로컬에서 Phi-3-Vision 추론하기

Phi-3-vision-128k-instruct는 Phi-3가 언어를 이해하는 것뿐만 아니라 시각적으로 세상을 볼 수 있게 해줍니다. Phi-3-vision-128k-instruct를 통해 OCR, 표 분석, 객체 인식, 이미지 설명 등 다양한 시각 문제를 해결할 수 있습니다. 이전에는 많은 데이터 학습이 필요했던 작업들을 손쉽게 수행할 수 있습니다. 다음은 Phi-3-vision-128k-instruct에서 인용한 관련 기술과 응용 시나리오입니다.

0. 준비

사용 전에 다음 Python 라이브러리가 설치되어 있는지 확인하세요 (Python 3.10 이상 권장)

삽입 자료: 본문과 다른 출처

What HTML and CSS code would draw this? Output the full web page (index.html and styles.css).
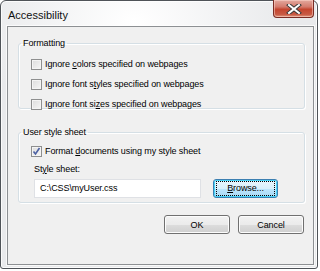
FILE: index.html
```html
<!DOCTYPE html>
<html lang="en">
<head>
    <meta charset="UTF-8">
    <title>Accessibility</title>
    <link rel="stylesheet" href="styles.css">
</head>
<body>
    <!-- Dialog window -->
    <div class="window">
        <div class="titlebar">
            <span class="title">Accessibility</span>
            <button class="close" type="button" aria-label="Close">
                <svg width="16" height="10" viewBox="0 0 16 10">
                    <path d="M3 1 L13 9 M13 1 L3 9" stroke="#3a3a3a" stroke-width="4" stroke-linecap="square"/>
                    <path d="M3 1 L13 9 M13 1 L3 9" stroke="#ffffff" stroke-width="2" stroke-linecap="square"/>
                </svg>
            </button>
        </div>

        <div class="client">
            <fieldset class="group group-format">
                <legend>Formatting</legend>
                <label class="check-row"><span class="box"></span><span class="text">Ignore <u>c</u>olors specified on webpages</span></label>
                <label class="check-row"><span class="box"></span><span class="text">Ignore font s<u>t</u>yles specified on webpages</span></label>
                <label class="check-row"><span class="box"></span><span class="text">Ignore font si<u>z</u>es specified on webpages</span></label>
            </fieldset>

            <fieldset class="group group-user">
                <legend>User style sheet</legend>
                <label class="check-row"><span class="box checked">
                    <svg width="9" height="9" viewBox="0 0 9 9"><path d="M1.5 4.5 L3.5 7 L7.5 1" fill="none" stroke="#4c61a3" stroke-width="1.6"/></svg>
                </span><span class="text">Format <u>d</u>ocuments using my style sheet</span></label>
                <div class="sheet">
                    <div class="sheet-label">St<u>y</u>le sheet:</div>
                    <div class="sheet-row">
                        <div class="textbox">C:\CSS\myUser.css</div>
                        <button class="btn btn-focus" type="button"><span class="focus-ring"><u>B</u>rowse...</span></button>
                    </div>
                </div>
            </fieldset>

            <div class="actions">
                <button class="btn" type="button">OK</button>
                <button class="btn" type="button">Cancel</button>
            </div>
        </div>
    </div>
</body>
</html>
```

FILE: styles.css
```css
/* General */
body {
    margin: 0;
    padding: 0;
    background-color: #ffffff;
    font-family: "Liberation Sans", Arial, sans-serif;
    font-size: 9px;
    letter-spacing: -0.1px;
    color: #000;
}

/* Window frame */
.window {
    width: 316px;
    height: 267px;
    border: 1px solid #4f5358;
    border-radius: 6px 6px 3px 3px;
    background: radial-gradient(ellipse 70% 60% at 42% 8%, #ffffff, #e9eaec 70%);
    background-color: #e8e9eb;
    box-shadow: inset 0 0 0 1px rgba(255, 255, 255, 0.8);
}

.titlebar {
    height: 25px;
    display: flex;
    align-items: flex-start;
    justify-content: space-between;
}

.title {
    font-size: 11px;
    letter-spacing: 0;
    padding: 8px 0 0 7px;
    color: #111;
}

.close {
    width: 41px;
    height: 18px;
    margin: -1px 3px 0 0;
    padding: 0;
    border: 1px solid #7a2c24;
    border-top: none;
    border-radius: 0 0 4px 4px;
    background: linear-gradient(#e3a99f 0%, #d47b6d 40%, #c4452f 55%, #c85a44 85%, #e09a82 100%);
    box-shadow: inset 0 0 0 1px rgba(255, 220, 210, 0.5);
    display: flex;
    align-items: center;
    justify-content: center;
}

/* Client area */
.client {
    width: 305px;
    height: 237px;
    margin-left: 6px;
    border: 1px solid #8d9093;
    background-color: #f0f0f0;
    box-shadow: 0 0 0 1px rgba(255, 255, 255, 0.7);
    display: flex;
    flex-direction: column;
}

/* Group boxes */
.group {
    margin: 0 8px 0 10px;
    padding: 0 0 0 12px;
    border: 1px solid #d5dfe5;
    border-radius: 3px;
    box-shadow: inset 1px 1px 0 #ffffff, 1px 1px 0 #ffffff;
    min-width: 0;
}

.group legend {
    margin-left: -10px;
    padding: 0 2px;
    line-height: 12px;
}

.group-format {
    margin-top: 10px;
    height: 70px;
}

.group-format .check-row:first-of-type {
    margin-top: 5px;
}

.group-user {
    margin-top: 17px;
    height: 75px;
}

.group-user .check-row {
    margin-top: 3px;
}

/* Checkbox rows */
.check-row {
    display: flex;
    align-items: center;
    height: 20px;
}

.box {
    width: 9px;
    height: 9px;
    margin-right: 3px;
    border: 1px solid #8e8f8f;
    background: linear-gradient(135deg, #dcdcdc, #f6f6f6);
    box-shadow: inset 0 0 0 1px #f4f4f4;
    display: flex;
    align-items: center;
    justify-content: center;
}

.box.checked svg {
    display: block;
}

/* Style sheet picker */
.sheet {
    padding-left: 3px;
}

.sheet-label {
    line-height: 12px;
    margin-top: 2px;
}

.sheet-row {
    display: flex;
    align-items: center;
    margin-top: 4px;
}

.textbox {
    width: 160px;
    height: 17px;
    padding-left: 5px;
    border: 1px solid #dfe1e5;
    background-color: #ffffff;
    line-height: 17px;
}

/* Buttons */
.btn {
    width: 66px;
    height: 19px;
    padding: 0;
    border: 1px solid #707070;
    border-radius: 3px;
    background: linear-gradient(#f2f2f2 0%, #ebebeb 50%, #dddddd 51%, #cfcfcf 100%);
    box-shadow: inset 0 0 0 1px #fcfcfc;
    font-family: "Liberation Sans", Arial, sans-serif;
    font-size: 9px;
    letter-spacing: -0.1px;
    color: #000;
}

.btn-focus {
    margin-left: 12px;
    width: 65px;
    border-color: #3c7fb1;
    background: linear-gradient(#eaf6fd 0%, #d9f0fc 50%, #bee6fd 51%, #a7d9f5 100%);
    box-shadow: inset 0 0 0 1px #48d3f7;
    display: flex;
    align-items: center;
    justify-content: center;
}

.focus-ring {
    display: block;
    width: 57px;
    height: 13px;
    line-height: 13px;
    border: 1px dotted #000;
}

.actions {
    display: flex;
    justify-content: flex-end;
    gap: 8px;
    margin: 12px 9px 0 0;
}
```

pip install transformers -U
pip install datasets -U
pip install torch -U

CUDA 11.6 이상 사용과 flatten 설치를 권장합니다

pip install flash-attn --no-build-isolation

새로운 노트북을 만드세요. 예제를 완성하려면 아래 내용을 먼저 작성하는 것이 좋습니다.

from PIL import Image
import requests
import torch
from transformers import AutoModelForCausalLM
from transformers import AutoProcessor

model_id = "microsoft/Phi-3-vision-128k-instruct"

kwargs = {}
kwargs['torch_dtype'] = torch.bfloat16

processor = AutoProcessor.from_pretrained(model_id, trust_remote_code=True)
model = AutoModelForCausalLM.from_pretrained(model_id, trust_remote_code=True, torch_dtype="auto").cuda()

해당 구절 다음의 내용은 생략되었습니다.